Gift to Tufts will aid world’s smallest firms
Friday, November 4, 2005
The founder of eBay and his wife have donated $100 million to Tufts University, the school’s largest gift ever, but also one with a unique twist: All the money will be invested in microfinance, which involves tiny loans as low as $40, designed to help poor people in the developing world start small businesses, such as selling hand-woven cloth or goat’s milk.
Pierre and Pam Omidyar intend the gift to generate healthy returns for their alma mater and in so doing to demonstrate to other investors that microfinance deserves a hefty infusion of private capital, not just charitable and government dollars. Tufts and the Omidyars believe that the gift is the largest private allocation of capital to microfinance by any individual or family.
Tufts president Lawrence S. Bacow said in an interview that the Omidyars hope by their gift to ’’do well by doing good” and to show the way for others to do the same.
The Omidyars, Bacow said, are looking ’’to generate capital to empower people to lift themselves out of poverty throughout the world, while at the same time generating investment returns to support the university’s key priorities.”
Tufts wants to achieve, over time, the same 9 percent rate of return that it seeks with its $880 million endowment, said Sally Dungan, the university’s chief investment officer.
Half of the fund’s earnings will be reinvested in microfinance. The other half will fund university priorities, including support for faculty, financial aid, a new debt-forgiveness fund for graduates going into public service careers, and financial aid for economically disadvantaged students to attend summer school.
Pierre Omidyar has been called one of the most innovative philanthropists, for his belief that for-profit businesses can provide substantial social benefit. He considers eBay, the Internet auction site, to be an example, because millions of strangers trust one another with each transaction, and 750,000 people make their living selling wares on the site, according to Michelle Goguen, spokeswoman for the Omidyar Network.
The Omidyar Network is the couple’s hybrid philanthropy and investment group.
The Omidyars could not be reached for comment on the donation, because Pam gave birth this week to their third child.
Pierre Omidyar, who graduated from Tufts in 1988, is also a university trustee. Pam Omidyar graduated in 1989.
There is not enough nonprofit capital in the world to maximize the potential of microfinance to help people, Goguen said. The United Nations Capital Development Fund says that 400 million to 500 million households might benefit from microfinance, while only 30 million are reported to have had access to it since 2002.
Yet microfinance — which, in addition to loans, includes financial services such as insurance or savings accounts — is considered to have strong potential for profit. Interest rates are relatively high, often 25 percent to 30 percent, though much lower than what money lenders would otherwise charge poor borrowers, according to Michael Swack, dean of the School of Community Economic Development at Southern New Hampshire University and a specialist in microfinance. Borrowers’ default rate is extremely low, according to studies.

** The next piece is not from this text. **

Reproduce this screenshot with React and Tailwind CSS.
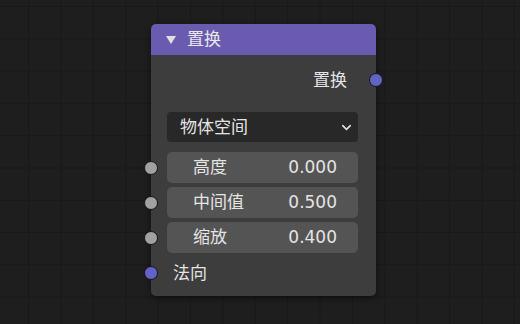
import { ChevronDown } from "lucide-react";

const font = { fontFamily: '"DejaVu Sans", "Noto Sans CJK SC", sans-serif' };

function Socket({ side = "left", color = "bg-[#a1a1a1]" }) {
  return (
    <span
      className={`absolute top-1/2 -translate-y-1/2 w-[14px] h-[14px] rounded-full border border-[#151515] ${color} ${
        side === "left" ? "left-[-7px]" : "right-[-7px]"
      }`}
    />
  );
}

function NumberField({ label, value }) {
  return (
    <div className="relative px-[16px]">
      <Socket />
      <div className="h-[31px] rounded-[5px] bg-[#545454] flex items-center justify-between pl-[26px] pr-[21px] text-[#e4e4e4]">
        <span>{label}</span>
        <span>{value}</span>
      </div>
    </div>
  );
}

export default function App() {
  return (
    <div
      className="relative w-[520px] h-[324px] overflow-hidden bg-[#1e1e1e] bg-[linear-gradient(to_right,#181818_1px,transparent_1px),linear-gradient(to_bottom,#181818_1px,transparent_1px)] bg-[size:32.4px_32.3px] bg-[position:28px_6px] text-[17px] leading-none"
      style={font}
    >
      {/* node */}
      <div className="absolute left-[151px] top-[24px] w-[225px] rounded-[5px] shadow-[0_2px_6px_rgba(0,0,0,0.5)]">
        <div className="h-[31px] rounded-t-[5px] bg-[#6a5bb0] flex items-center pl-[15px] gap-[11px] text-[#e8e8e8]">
          <svg width="10" height="8" viewBox="0 0 10 8">
            <path d="M0 0 H10 L5 8 Z" fill="#e0e0e0" />
          </svg>
          <span>置换</span>
        </div>

        <div className="rounded-b-[5px] bg-[#3d3d3d] pt-[12px] pb-[10px] flex flex-col">
          <div className="relative h-[26px] flex items-center justify-end pr-[29px] text-[#e4e4e4]">
            <span>置换</span>
            <Socket side="right" color="bg-[#6363c7]" />
          </div>

          <div className="mt-[19px] mx-[16px] mr-[18px] h-[30px] rounded-[4px] bg-[#282828] flex items-center justify-between pl-[13px] pr-[4px] text-[#e4e4e4]">
            <span>物体空间</span>
            <ChevronDown size={15} strokeWidth={2.5} color="#e4e4e4" />
          </div>

          <div className="mt-[10px] flex flex-col gap-[4px] [&>div]:pr-[18px]">
            <NumberField label="高度" value="0.000" />
            <NumberField label="中间值" value="0.500" />
            <NumberField label="缩放" value="0.400" />
          </div>

          <div className="relative mt-[7px] h-[26px] flex items-center pl-[22px] text-[#e4e4e4]">
            <Socket color="bg-[#6363c7]" />
            <span>法向</span>
          </div>
        </div>
      </div>
    </div>
  );
}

Research has documented the success of microfinance in helping poor communities. One study cited by the United Nations shows that clients in Bolivia doubled their income in two years. A World Bank study in Bangladesh found that 48 percent of the poorest households with access to microloans rose above the poverty line.
Tufts, home to the prestigious Fletcher School for international affairs and the new University College of Citizenship and Public Service, prides itself on internationalism and commitment to playing a positive role in the world. However, officials said they will fail if the Omidyar-Tufts Microfinance Fund is not profitable.
’’This is not a socially responsible investment,” Dungan said. ’’We hope to lift many millions of people out of poverty, but at the end of the day, this has to earn a commercially viable rate of return.”
As an economist, Bacow said, he found this partnership particularly appealing. He compared microfinance with other investments once considered innovative, like venture capital or emerging market funds.
’’It took pioneering investors to document and establish the kind of returns that are possible,” he said. ’’It is our hope the same thing will happen here.”
Because microfinance is relatively uncharted territory for investors, it lacks the assurances of other investments, like rating agencies and standards for microfinance banks on reporting data, such as loan delinquency rates.
Dungan said the microfinance fund would be aimed at some of the poorest people all over the world, living on $1 a day or less.
Because the loans are generally only a few months in duration, the $100 million can be reinvested numerous times a year, so Tufts expects to make $1 billion in loans. Microloans average $600, but are often far lower, as low as $40, Tufts officials said.
Dungan and the university’s investment staff will manage the fund and report to a board that will oversee the investments. The board is made up of Pierre Omidyar, Bacow, and three others.
Dungan said the university will explore several ways to manage the money, including working with investment managers who have expertise in microfinance. The poor people who receive loans will not interact directly with Tufts; instead, they will apply for their loans through microfinance banks in their countries. Either indirectly or directly, Tufts will provide those banks with capital to make the loans.
Sheldon Steinbach, general counsel of the American Council on Education, said he had heard of no other major university gift like this in three decades of following higher education.